§ **Given data**:
- - - - -

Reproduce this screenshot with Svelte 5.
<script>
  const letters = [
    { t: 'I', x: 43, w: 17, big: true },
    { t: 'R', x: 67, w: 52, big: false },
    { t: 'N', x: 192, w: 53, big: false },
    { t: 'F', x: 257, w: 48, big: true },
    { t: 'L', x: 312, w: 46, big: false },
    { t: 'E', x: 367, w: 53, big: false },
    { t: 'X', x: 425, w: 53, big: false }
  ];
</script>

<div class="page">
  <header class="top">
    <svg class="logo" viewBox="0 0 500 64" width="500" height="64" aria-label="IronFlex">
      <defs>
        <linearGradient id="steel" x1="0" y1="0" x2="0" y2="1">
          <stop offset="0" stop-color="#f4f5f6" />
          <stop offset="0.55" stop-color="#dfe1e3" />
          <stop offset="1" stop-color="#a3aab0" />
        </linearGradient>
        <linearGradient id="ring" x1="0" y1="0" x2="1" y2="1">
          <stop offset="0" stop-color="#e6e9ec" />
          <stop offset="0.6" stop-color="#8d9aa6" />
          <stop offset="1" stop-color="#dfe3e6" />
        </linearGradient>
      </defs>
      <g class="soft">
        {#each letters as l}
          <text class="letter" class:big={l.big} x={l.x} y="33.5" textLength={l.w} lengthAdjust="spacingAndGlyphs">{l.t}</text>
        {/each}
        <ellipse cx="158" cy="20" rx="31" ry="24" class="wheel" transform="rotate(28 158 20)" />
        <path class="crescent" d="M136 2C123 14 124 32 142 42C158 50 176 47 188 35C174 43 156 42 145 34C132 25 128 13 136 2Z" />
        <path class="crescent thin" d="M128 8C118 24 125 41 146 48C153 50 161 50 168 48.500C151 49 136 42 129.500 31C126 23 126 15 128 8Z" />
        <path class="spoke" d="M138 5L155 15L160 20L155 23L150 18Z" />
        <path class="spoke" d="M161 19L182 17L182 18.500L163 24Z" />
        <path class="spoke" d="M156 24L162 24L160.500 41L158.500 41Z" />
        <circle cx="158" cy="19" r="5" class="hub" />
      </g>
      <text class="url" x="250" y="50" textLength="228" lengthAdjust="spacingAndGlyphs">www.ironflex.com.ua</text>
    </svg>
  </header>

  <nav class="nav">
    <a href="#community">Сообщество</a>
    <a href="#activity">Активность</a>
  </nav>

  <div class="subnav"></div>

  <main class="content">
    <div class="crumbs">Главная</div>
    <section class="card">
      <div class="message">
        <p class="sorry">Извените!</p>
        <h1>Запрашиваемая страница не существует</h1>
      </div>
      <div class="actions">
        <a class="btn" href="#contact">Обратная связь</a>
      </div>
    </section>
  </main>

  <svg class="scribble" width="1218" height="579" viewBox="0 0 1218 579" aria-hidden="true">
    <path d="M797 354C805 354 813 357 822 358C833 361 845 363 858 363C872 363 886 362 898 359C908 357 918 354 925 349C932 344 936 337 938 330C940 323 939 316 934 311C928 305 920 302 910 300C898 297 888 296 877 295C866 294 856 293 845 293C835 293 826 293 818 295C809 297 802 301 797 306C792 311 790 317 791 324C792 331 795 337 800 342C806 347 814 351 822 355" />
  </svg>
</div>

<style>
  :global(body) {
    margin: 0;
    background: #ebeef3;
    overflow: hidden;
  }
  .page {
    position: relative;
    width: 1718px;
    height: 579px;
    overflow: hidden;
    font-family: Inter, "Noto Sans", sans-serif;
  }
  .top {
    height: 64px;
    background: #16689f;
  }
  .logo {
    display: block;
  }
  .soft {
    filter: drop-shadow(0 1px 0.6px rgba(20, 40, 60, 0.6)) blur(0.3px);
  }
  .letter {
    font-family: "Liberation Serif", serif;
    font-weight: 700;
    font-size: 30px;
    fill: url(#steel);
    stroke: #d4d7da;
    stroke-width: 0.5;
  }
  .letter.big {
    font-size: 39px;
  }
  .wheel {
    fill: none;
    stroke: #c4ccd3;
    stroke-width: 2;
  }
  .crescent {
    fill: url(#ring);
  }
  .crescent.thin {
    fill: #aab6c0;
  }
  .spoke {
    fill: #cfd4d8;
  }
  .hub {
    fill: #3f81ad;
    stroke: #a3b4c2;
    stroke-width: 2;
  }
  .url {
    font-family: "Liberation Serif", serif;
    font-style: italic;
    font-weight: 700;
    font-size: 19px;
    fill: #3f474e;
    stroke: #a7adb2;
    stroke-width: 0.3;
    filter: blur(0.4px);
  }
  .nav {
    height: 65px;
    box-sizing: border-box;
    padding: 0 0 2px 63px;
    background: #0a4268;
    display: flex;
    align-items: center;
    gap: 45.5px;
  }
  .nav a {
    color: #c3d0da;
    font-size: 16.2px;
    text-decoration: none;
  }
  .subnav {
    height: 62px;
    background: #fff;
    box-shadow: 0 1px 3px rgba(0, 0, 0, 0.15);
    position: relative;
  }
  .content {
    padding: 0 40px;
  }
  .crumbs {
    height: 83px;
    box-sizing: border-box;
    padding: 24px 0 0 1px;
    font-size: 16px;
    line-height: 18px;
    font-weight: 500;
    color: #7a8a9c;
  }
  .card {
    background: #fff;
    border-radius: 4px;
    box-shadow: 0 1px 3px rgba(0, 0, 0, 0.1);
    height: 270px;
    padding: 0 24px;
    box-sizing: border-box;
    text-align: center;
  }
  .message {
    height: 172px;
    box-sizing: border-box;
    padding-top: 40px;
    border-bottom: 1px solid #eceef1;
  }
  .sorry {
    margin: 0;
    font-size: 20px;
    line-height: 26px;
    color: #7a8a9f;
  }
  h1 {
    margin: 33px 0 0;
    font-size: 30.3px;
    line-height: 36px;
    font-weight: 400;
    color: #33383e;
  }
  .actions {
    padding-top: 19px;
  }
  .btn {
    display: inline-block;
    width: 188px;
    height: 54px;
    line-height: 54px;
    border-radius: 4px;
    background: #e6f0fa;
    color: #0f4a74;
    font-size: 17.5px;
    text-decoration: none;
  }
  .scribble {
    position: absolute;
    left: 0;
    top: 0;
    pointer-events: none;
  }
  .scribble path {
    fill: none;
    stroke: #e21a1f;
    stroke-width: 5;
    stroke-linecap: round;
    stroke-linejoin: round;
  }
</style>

- - - - -

Set down the listing in full, keeping every word exactly as it is.

§ **Reply to the task**:
Reproduce this screenshot with Svelte 5.
<script>
  const letters = [
    { t: 'I', x: 43, w: 17, big: true },
    { t: 'R', x: 67, w: 52, big: false },
    { t: 'N', x: 192, w: 53, big: false },
    { t: 'F', x: 257, w: 48, big: true },
    { t: 'L', x: 312, w: 46, big: false },
    { t: 'E', x: 367, w: 53, big: false },
    { t: 'X', x: 425, w: 53, big: false }
  ];
</script>

<div class="page">
  <header class="top">
    <svg class="logo" viewBox="0 0 500 64" width="500" height="64" aria-label="IronFlex">
      <defs>
        <linearGradient id="steel" x1="0" y1="0" x2="0" y2="1">
          <stop offset="0" stop-color="#f4f5f6" />
          <stop offset="0.55" stop-color="#dfe1e3" />
          <stop offset="1" stop-color="#a3aab0" />
        </linearGradient>
        <linearGradient id="ring" x1="0" y1="0" x2="1" y2="1">
          <stop offset="0" stop-color="#e6e9ec" />
          <stop offset="0.6" stop-color="#8d9aa6" />
          <stop offset="1" stop-color="#dfe3e6" />
        </linearGradient>
      </defs>
      <g class="soft">
        {#each letters as l}
          <text class="letter" class:big={l.big} x={l.x} y="33.5" textLength={l.w} lengthAdjust="spacingAndGlyphs">{l.t}</text>
        {/each}
        <ellipse cx="158" cy="20" rx="31" ry="24" class="wheel" transform="rotate(28 158 20)" />
        <path class="crescent" d="M136 2C123 14 124 32 142 42C158 50 176 47 188 35C174 43 156 42 145 34C132 25 128 13 136 2Z" />
        <path class="crescent thin" d="M128 8C118 24 125 41 146 48C153 50 161 50 168 48.500C151 49 136 42 129.500 31C126 23 126 15 128 8Z" />
        <path class="spoke" d="M138 5L155 15L160 20L155 23L150 18Z" />
        <path class="spoke" d="M161 19L182 17L182 18.500L163 24Z" />
        <path class="spoke" d="M156 24L162 24L160.500 41L158.500 41Z" />
        <circle cx="158" cy="19" r="5" class="hub" />
      </g>
      <text class="url" x="250" y="50" textLength="228" lengthAdjust="spacingAndGlyphs">www.ironflex.com.ua</text>
    </svg>
  </header>

  <nav class="nav">
    <a href="#community">Сообщество</a>
    <a href="#activity">Активность</a>
  </nav>

  <div class="subnav"></div>

  <main class="content">
    <div class="crumbs">Главная</div>
    <section class="card">
      <div class="message">
        <p class="sorry">Извените!</p>
        <h1>Запрашиваемая страница не существует</h1>
      </div>
      <div class="actions">
        <a class="btn" href="#contact">Обратная связь</a>
      </div>
    </section>
  </main>

  <svg class="scribble" width="1218" height="579" viewBox="0 0 1218 579" aria-hidden="true">
    <path d="M797 354C805 354 813 357 822 358C833 361 845 363 858 363C872 363 886 362 898 359C908 357 918 354 925 349C932 344 936 337 938 330C940 323 939 316 934 311C928 305 920 302 910 300C898 297 888 296 877 295C866 294 856 293 845 293C835 293 826 293 818 295C809 297 802 301 797 306C792 311 790 317 791 324C792 331 795 337 800 342C806 347 814 351 822 355" />
  </svg>
</div>

<style>
  :global(body) {
    margin: 0;
    background: #ebeef3;
    overflow: hidden;
  }
  .page {
    position: relative;
    width: 1718px;
    height: 579px;
    overflow: hidden;
    font-family: Inter, "Noto Sans", sans-serif;
  }
  .top {
    height: 64px;
    background: #16689f;
  }
  .logo {
    display: block;
  }
  .soft {
    filter: drop-shadow(0 1px 0.6px rgba(20, 40, 60, 0.6)) blur(0.3px);
  }
  .letter {
    font-family: "Liberation Serif", serif;
    font-weight: 700;
    font-size: 30px;
    fill: url(#steel);
    stroke: #d4d7da;
    stroke-width: 0.5;
  }
  .letter.big {
    font-size: 39px;
  }
  .wheel {
    fill: none;
    stroke: #c4ccd3;
    stroke-width: 2;
  }
  .crescent {
    fill: url(#ring);
  }
  .crescent.thin {
    fill: #aab6c0;
  }
  .spoke {
    fill: #cfd4d8;
  }
  .hub {
    fill: #3f81ad;
    stroke: #a3b4c2;
    stroke-width: 2;
  }
  .url {
    font-family: "Liberation Serif", serif;
    font-style: italic;
    font-weight: 700;
    font-size: 19px;
    fill: #3f474e;
    stroke: #a7adb2;
    stroke-width: 0.3;
    filter: blur(0.4px);
  }
  .nav {
    height: 65px;
    box-sizing: border-box;
    padding: 0 0 2px 63px;
    background: #0a4268;
    display: flex;
    align-items: center;
    gap: 45.5px;
  }
  .nav a {
    color: #c3d0da;
    font-size: 16.2px;
    text-decoration: none;
  }
  .subnav {
    height: 62px;
    background: #fff;
    box-shadow: 0 1px 3px rgba(0, 0, 0, 0.15);
    position: relative;
  }
  .content {
    padding: 0 40px;
  }
  .crumbs {
    height: 83px;
    box-sizing: border-box;
    padding: 24px 0 0 1px;
    font-size: 16px;
    line-height: 18px;
    font-weight: 500;
    color: #7a8a9c;
  }
  .card {
    background: #fff;
    border-radius: 4px;
    box-shadow: 0 1px 3px rgba(0, 0, 0, 0.1);
    height: 270px;
    padding: 0 24px;
    box-sizing: border-box;
    text-align: center;
  }
  .message {
    height: 172px;
    box-sizing: border-box;
    padding-top: 40px;
    border-bottom: 1px solid #eceef1;
  }
  .sorry {
    margin: 0;
    font-size: 20px;
    line-height: 26px;
    color: #7a8a9f;
  }
  h1 {
    margin: 33px 0 0;
    font-size: 30.3px;
    line-height: 36px;
    font-weight: 400;
    color: #33383e;
  }
  .actions {
    padding-top: 19px;
  }
  .btn {
    display: inline-block;
    width: 188px;
    height: 54px;
    line-height: 54px;
    border-radius: 4px;
    background: #e6f0fa;
    color: #0f4a74;
    font-size: 17.5px;
    text-decoration: none;
  }
  .scribble {
    position: absolute;
    left: 0;
    top: 0;
    pointer-events: none;
  }
  .scribble path {
    fill: none;
    stroke: #e21a1f;
    stroke-width: 5;
    stroke-linecap: round;
    stroke-linejoin: round;
  }
</style>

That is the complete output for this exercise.